In effect the dissent is saying that when a company stakeholder appears on television in a news and information setting to promote positive news in an industry in which they operate—whether it’s an airline CEO touting improved airline safety records, or a telecom exec lauding Internet availability in undeserved communities—she does so under the full protection of the First Amendment because she is not engaging in commercial speech.
To support this conclusion, the dissent points out that none of the classic commercial speech factors were present in this case. Duncan did not propose a commercial transaction while on the show. He did not mention any price points while on the show. And he did not pay a fee to appear on the show. He was an invited guest who appeared as an expert at the behest of Dr. Oz himself. As the dissent sees it, holding Duncan responsible for redressing pecuniary loss stemming from his protected speech is tantamount to suppressing free speech, and is a dangerous overreach of the agency’s authority. Their fear is that by increasing the redress amount that Duncan must pay as a result, the majority’s decision will lead to qualified health and nutrition experts declining television appearances for fear that they may not be able to substantiate their opinions.
Duncan may have been guilty of deception, in other words, but not to the tune of $9 million dollars.
All eyes on the FTC
It’s tempting to take a narrow view of the Duncan case and assume its consequences are limited to on-air endorsements of health supplements. But it would be a mistake not to consider the possible broader implications the FTC’s disagreement will have for advertisers.
This stipulated order and dissenting opinion come at a time when advertisers have fallen in love with cause, content and native marketing; all terms for advertising that doesn’t want to be treated like advertising (and tries very hard not to be). While these kinds of tactics are different from what Lindsey Duncan was doing to promote GCBE, they do touch on some of the same questions, namely: is it protected First Amendment speech, advertising, or something in between?

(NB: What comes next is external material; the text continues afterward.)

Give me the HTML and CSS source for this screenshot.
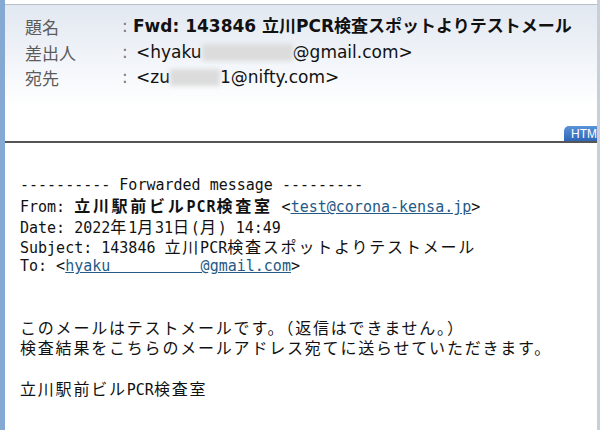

When Whole Foods sponsors a study on sustainable farming practices that it publishes on social media; or when Vitamin Shoppe contributes to an editorial piece on the lack of vitamin D in the average American diet, what kind of regulations are those communications subject to?
It’s a question the marketing community can expect some answers to soon. At the Association of National Advertiser’s (ANA) annual conference this year, Laura Sullivan, a Staff Attorney in the FTC’s Division of Advertising Practices told an audience of marketing and compliance professionals that the FTC is concerned about the widespread practice of disseminating ads designed to look like editorial and independently-sourced content, and that they will likely issue guidance later this year. If that’s true, and content marketing guidelines are in the pipeline for 2015, it will be interesting to see what if any effect the commercial speech schism that the Duncan case has exposed at the top of the FTC has on the Commission’s official position on the subject.
Clearly as the nature of advertising continues to evolve, the pressure is on the FTC to carefully balance First Amendment concerns with its mandate to protect consumers from deceptive advertising claims. How it plans to do that exactly as it struggles, right along with the rest of us, on the commercial speech question, remains to be seen.